**STORED DATA**
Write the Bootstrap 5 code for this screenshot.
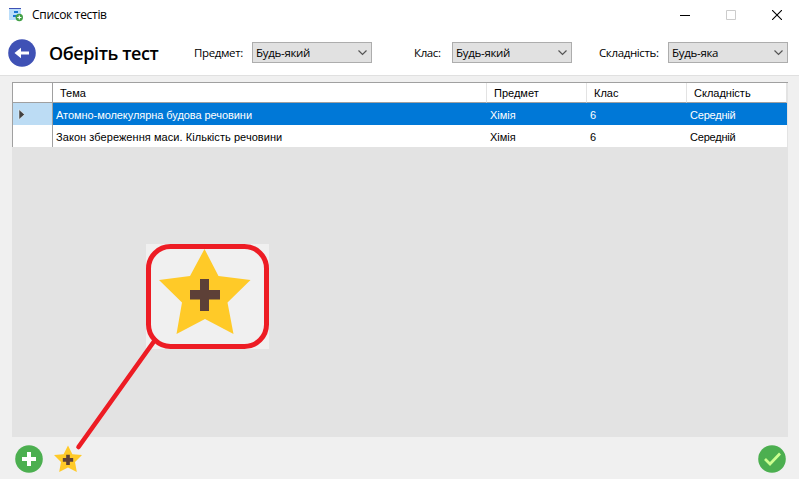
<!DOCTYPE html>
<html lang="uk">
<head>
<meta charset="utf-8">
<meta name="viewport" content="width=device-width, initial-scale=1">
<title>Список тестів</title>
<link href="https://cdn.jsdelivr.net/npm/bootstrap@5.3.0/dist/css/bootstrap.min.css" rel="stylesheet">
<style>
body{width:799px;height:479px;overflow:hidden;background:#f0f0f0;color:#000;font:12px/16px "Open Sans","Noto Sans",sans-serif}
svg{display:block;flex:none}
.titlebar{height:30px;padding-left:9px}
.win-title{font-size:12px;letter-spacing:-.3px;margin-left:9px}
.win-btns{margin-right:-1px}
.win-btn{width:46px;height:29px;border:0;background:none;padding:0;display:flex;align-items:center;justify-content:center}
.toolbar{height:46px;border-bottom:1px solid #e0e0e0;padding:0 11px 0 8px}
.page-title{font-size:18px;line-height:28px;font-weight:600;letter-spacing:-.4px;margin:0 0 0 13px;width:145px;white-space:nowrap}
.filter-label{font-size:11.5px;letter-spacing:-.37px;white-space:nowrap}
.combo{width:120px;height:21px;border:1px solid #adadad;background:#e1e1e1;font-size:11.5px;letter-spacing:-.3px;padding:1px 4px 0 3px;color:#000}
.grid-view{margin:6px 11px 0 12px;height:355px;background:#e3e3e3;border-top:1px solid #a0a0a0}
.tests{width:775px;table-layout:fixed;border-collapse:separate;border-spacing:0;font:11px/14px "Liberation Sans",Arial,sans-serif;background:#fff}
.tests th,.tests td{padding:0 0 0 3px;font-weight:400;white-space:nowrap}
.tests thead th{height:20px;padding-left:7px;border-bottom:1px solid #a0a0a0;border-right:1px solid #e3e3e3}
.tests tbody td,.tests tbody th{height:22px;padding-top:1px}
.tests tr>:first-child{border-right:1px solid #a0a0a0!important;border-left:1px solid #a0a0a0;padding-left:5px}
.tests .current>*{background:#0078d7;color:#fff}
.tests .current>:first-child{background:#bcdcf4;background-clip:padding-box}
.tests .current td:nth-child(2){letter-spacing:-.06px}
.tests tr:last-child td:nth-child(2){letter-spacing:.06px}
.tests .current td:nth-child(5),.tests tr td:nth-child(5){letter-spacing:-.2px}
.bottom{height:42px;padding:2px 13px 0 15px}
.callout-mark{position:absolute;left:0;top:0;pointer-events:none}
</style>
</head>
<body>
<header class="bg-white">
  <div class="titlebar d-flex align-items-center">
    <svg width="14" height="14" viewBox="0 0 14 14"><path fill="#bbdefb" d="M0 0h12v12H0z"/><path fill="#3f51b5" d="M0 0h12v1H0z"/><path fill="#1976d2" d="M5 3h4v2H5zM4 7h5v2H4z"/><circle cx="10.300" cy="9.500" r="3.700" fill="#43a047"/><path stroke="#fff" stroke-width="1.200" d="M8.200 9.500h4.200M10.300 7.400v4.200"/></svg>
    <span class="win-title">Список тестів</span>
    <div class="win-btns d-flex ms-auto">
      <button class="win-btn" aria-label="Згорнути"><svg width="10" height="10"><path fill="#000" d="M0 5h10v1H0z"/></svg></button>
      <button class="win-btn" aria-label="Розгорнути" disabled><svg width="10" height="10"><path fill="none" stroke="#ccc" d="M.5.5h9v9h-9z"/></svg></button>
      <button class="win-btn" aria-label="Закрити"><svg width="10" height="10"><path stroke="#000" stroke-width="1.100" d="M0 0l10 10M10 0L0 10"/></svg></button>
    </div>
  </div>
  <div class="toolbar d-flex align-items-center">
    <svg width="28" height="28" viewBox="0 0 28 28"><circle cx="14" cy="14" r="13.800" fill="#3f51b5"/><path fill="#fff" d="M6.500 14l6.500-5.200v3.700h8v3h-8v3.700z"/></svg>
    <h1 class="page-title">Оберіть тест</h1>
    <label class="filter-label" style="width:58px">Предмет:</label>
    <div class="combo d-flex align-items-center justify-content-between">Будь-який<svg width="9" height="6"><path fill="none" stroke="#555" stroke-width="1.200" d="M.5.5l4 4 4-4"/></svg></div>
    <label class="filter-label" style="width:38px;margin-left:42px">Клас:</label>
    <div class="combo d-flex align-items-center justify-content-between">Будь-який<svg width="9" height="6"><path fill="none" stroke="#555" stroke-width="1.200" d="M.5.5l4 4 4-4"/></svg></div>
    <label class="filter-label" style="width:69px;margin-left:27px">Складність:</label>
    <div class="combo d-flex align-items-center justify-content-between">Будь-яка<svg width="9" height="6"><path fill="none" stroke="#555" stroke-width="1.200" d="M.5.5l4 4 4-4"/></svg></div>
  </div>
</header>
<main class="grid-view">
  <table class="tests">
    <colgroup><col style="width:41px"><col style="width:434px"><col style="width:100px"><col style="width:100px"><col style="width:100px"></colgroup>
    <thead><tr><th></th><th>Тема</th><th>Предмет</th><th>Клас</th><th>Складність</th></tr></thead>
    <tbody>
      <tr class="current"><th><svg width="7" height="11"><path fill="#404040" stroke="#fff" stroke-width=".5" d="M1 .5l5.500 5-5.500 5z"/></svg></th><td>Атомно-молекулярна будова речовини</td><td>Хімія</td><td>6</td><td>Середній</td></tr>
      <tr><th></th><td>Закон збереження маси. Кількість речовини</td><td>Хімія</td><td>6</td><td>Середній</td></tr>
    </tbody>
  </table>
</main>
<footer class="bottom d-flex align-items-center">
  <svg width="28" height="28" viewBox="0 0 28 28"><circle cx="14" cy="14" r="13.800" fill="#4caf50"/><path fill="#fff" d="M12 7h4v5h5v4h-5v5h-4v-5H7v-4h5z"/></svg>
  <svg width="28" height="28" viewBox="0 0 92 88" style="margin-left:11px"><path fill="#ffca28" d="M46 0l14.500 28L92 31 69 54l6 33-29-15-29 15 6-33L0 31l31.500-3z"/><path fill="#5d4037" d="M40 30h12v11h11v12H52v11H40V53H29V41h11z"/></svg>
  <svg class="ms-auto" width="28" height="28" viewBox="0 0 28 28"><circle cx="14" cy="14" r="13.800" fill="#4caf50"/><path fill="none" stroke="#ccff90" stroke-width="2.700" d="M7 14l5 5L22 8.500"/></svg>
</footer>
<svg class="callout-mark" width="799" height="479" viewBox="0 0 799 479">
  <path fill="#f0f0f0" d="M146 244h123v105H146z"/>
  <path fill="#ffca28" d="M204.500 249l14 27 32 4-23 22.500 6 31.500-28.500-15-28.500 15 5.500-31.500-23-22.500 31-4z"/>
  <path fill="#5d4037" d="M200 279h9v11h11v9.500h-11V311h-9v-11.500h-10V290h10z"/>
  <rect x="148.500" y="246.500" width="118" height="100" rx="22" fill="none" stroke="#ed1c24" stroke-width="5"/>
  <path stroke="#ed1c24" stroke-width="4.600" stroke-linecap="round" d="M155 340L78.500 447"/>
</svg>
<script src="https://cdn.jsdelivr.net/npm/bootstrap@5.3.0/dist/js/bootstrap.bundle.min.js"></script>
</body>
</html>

**DIRECTIONS FOR THIS TASK**
Transcribe the listing in full. Omit the pictures and keep every line exact.

**RESPONSE TO THIS EXERCISE**
Write the Bootstrap 5 code for this screenshot.
<!DOCTYPE html>
<html lang="uk">
<head>
<meta charset="utf-8">
<meta name="viewport" content="width=device-width, initial-scale=1">
<title>Список тестів</title>
<link href="https://cdn.jsdelivr.net/npm/bootstrap@5.3.0/dist/css/bootstrap.min.css" rel="stylesheet">
<style>
body{width:799px;height:479px;overflow:hidden;background:#f0f0f0;color:#000;font:12px/16px "Open Sans","Noto Sans",sans-serif}
svg{display:block;flex:none}
.titlebar{height:30px;padding-left:9px}
.win-title{font-size:12px;letter-spacing:-.3px;margin-left:9px}
.win-btns{margin-right:-1px}
.win-btn{width:46px;height:29px;border:0;background:none;padding:0;display:flex;align-items:center;justify-content:center}
.toolbar{height:46px;border-bottom:1px solid #e0e0e0;padding:0 11px 0 8px}
.page-title{font-size:18px;line-height:28px;font-weight:600;letter-spacing:-.4px;margin:0 0 0 13px;width:145px;white-space:nowrap}
.filter-label{font-size:11.5px;letter-spacing:-.37px;white-space:nowrap}
.combo{width:120px;height:21px;border:1px solid #adadad;background:#e1e1e1;font-size:11.5px;letter-spacing:-.3px;padding:1px 4px 0 3px;color:#000}
.grid-view{margin:6px 11px 0 12px;height:355px;background:#e3e3e3;border-top:1px solid #a0a0a0}
.tests{width:775px;table-layout:fixed;border-collapse:separate;border-spacing:0;font:11px/14px "Liberation Sans",Arial,sans-serif;background:#fff}
.tests th,.tests td{padding:0 0 0 3px;font-weight:400;white-space:nowrap}
.tests thead th{height:20px;padding-left:7px;border-bottom:1px solid #a0a0a0;border-right:1px solid #e3e3e3}
.tests tbody td,.tests tbody th{height:22px;padding-top:1px}
.tests tr>:first-child{border-right:1px solid #a0a0a0!important;border-left:1px solid #a0a0a0;padding-left:5px}
.tests .current>*{background:#0078d7;color:#fff}
.tests .current>:first-child{background:#bcdcf4;background-clip:padding-box}
.tests .current td:nth-child(2){letter-spacing:-.06px}
.tests tr:last-child td:nth-child(2){letter-spacing:.06px}
.tests .current td:nth-child(5),.tests tr td:nth-child(5){letter-spacing:-.2px}
.bottom{height:42px;padding:2px 13px 0 15px}
.callout-mark{position:absolute;left:0;top:0;pointer-events:none}
</style>
</head>
<body>
<header class="bg-white">
  <div class="titlebar d-flex align-items-center">
    <svg width="14" height="14" viewBox="0 0 14 14"><path fill="#bbdefb" d="M0 0h12v12H0z"/><path fill="#3f51b5" d="M0 0h12v1H0z"/><path fill="#1976d2" d="M5 3h4v2H5zM4 7h5v2H4z"/><circle cx="10.300" cy="9.500" r="3.700" fill="#43a047"/><path stroke="#fff" stroke-width="1.200" d="M8.200 9.500h4.200M10.300 7.400v4.200"/></svg>
    <span class="win-title">Список тестів</span>
    <div class="win-btns d-flex ms-auto">
      <button class="win-btn" aria-label="Згорнути"><svg width="10" height="10"><path fill="#000" d="M0 5h10v1H0z"/></svg></button>
      <button class="win-btn" aria-label="Розгорнути" disabled><svg width="10" height="10"><path fill="none" stroke="#ccc" d="M.5.5h9v9h-9z"/></svg></button>
      <button class="win-btn" aria-label="Закрити"><svg width="10" height="10"><path stroke="#000" stroke-width="1.100" d="M0 0l10 10M10 0L0 10"/></svg></button>
    </div>
  </div>
  <div class="toolbar d-flex align-items-center">
    <svg width="28" height="28" viewBox="0 0 28 28"><circle cx="14" cy="14" r="13.800" fill="#3f51b5"/><path fill="#fff" d="M6.500 14l6.500-5.200v3.700h8v3h-8v3.700z"/></svg>
    <h1 class="page-title">Оберіть тест</h1>
    <label class="filter-label" style="width:58px">Предмет:</label>
    <div class="combo d-flex align-items-center justify-content-between">Будь-який<svg width="9" height="6"><path fill="none" stroke="#555" stroke-width="1.200" d="M.5.5l4 4 4-4"/></svg></div>
    <label class="filter-label" style="width:38px;margin-left:42px">Клас:</label>
    <div class="combo d-flex align-items-center justify-content-between">Будь-який<svg width="9" height="6"><path fill="none" stroke="#555" stroke-width="1.200" d="M.5.5l4 4 4-4"/></svg></div>
    <label class="filter-label" style="width:69px;margin-left:27px">Складність:</label>
    <div class="combo d-flex align-items-center justify-content-between">Будь-яка<svg width="9" height="6"><path fill="none" stroke="#555" stroke-width="1.200" d="M.5.5l4 4 4-4"/></svg></div>
  </div>
</header>
<main class="grid-view">
  <table class="tests">
    <colgroup><col style="width:41px"><col style="width:434px"><col style="width:100px"><col style="width:100px"><col style="width:100px"></colgroup>
    <thead><tr><th></th><th>Тема</th><th>Предмет</th><th>Клас</th><th>Складність</th></tr></thead>
    <tbody>
      <tr class="current"><th><svg width="7" height="11"><path fill="#404040" stroke="#fff" stroke-width=".5" d="M1 .5l5.500 5-5.500 5z"/></svg></th><td>Атомно-молекулярна будова речовини</td><td>Хімія</td><td>6</td><td>Середній</td></tr>
      <tr><th></th><td>Закон збереження маси. Кількість речовини</td><td>Хімія</td><td>6</td><td>Середній</td></tr>
    </tbody>
  </table>
</main>
<footer class="bottom d-flex align-items-center">
  <svg width="28" height="28" viewBox="0 0 28 28"><circle cx="14" cy="14" r="13.800" fill="#4caf50"/><path fill="#fff" d="M12 7h4v5h5v4h-5v5h-4v-5H7v-4h5z"/></svg>
  <svg width="28" height="28" viewBox="0 0 92 88" style="margin-left:11px"><path fill="#ffca28" d="M46 0l14.500 28L92 31 69 54l6 33-29-15-29 15 6-33L0 31l31.500-3z"/><path fill="#5d4037" d="M40 30h12v11h11v12H52v11H40V53H29V41h11z"/></svg>
  <svg class="ms-auto" width="28" height="28" viewBox="0 0 28 28"><circle cx="14" cy="14" r="13.800" fill="#4caf50"/><path fill="none" stroke="#ccff90" stroke-width="2.700" d="M7 14l5 5L22 8.500"/></svg>
</footer>
<svg class="callout-mark" width="799" height="479" viewBox="0 0 799 479">
  <path fill="#f0f0f0" d="M146 244h123v105H146z"/>
  <path fill="#ffca28" d="M204.500 249l14 27 32 4-23 22.500 6 31.500-28.500-15-28.500 15 5.500-31.500-23-22.500 31-4z"/>
  <path fill="#5d4037" d="M200 279h9v11h11v9.500h-11V311h-9v-11.500h-10V290h10z"/>
  <rect x="148.500" y="246.500" width="118" height="100" rx="22" fill="none" stroke="#ed1c24" stroke-width="5"/>
  <path stroke="#ed1c24" stroke-width="4.600" stroke-linecap="round" d="M155 340L78.500 447"/>
</svg>
<script src="https://cdn.jsdelivr.net/npm/bootstrap@5.3.0/dist/js/bootstrap.bundle.min.js"></script>
</body>
</html>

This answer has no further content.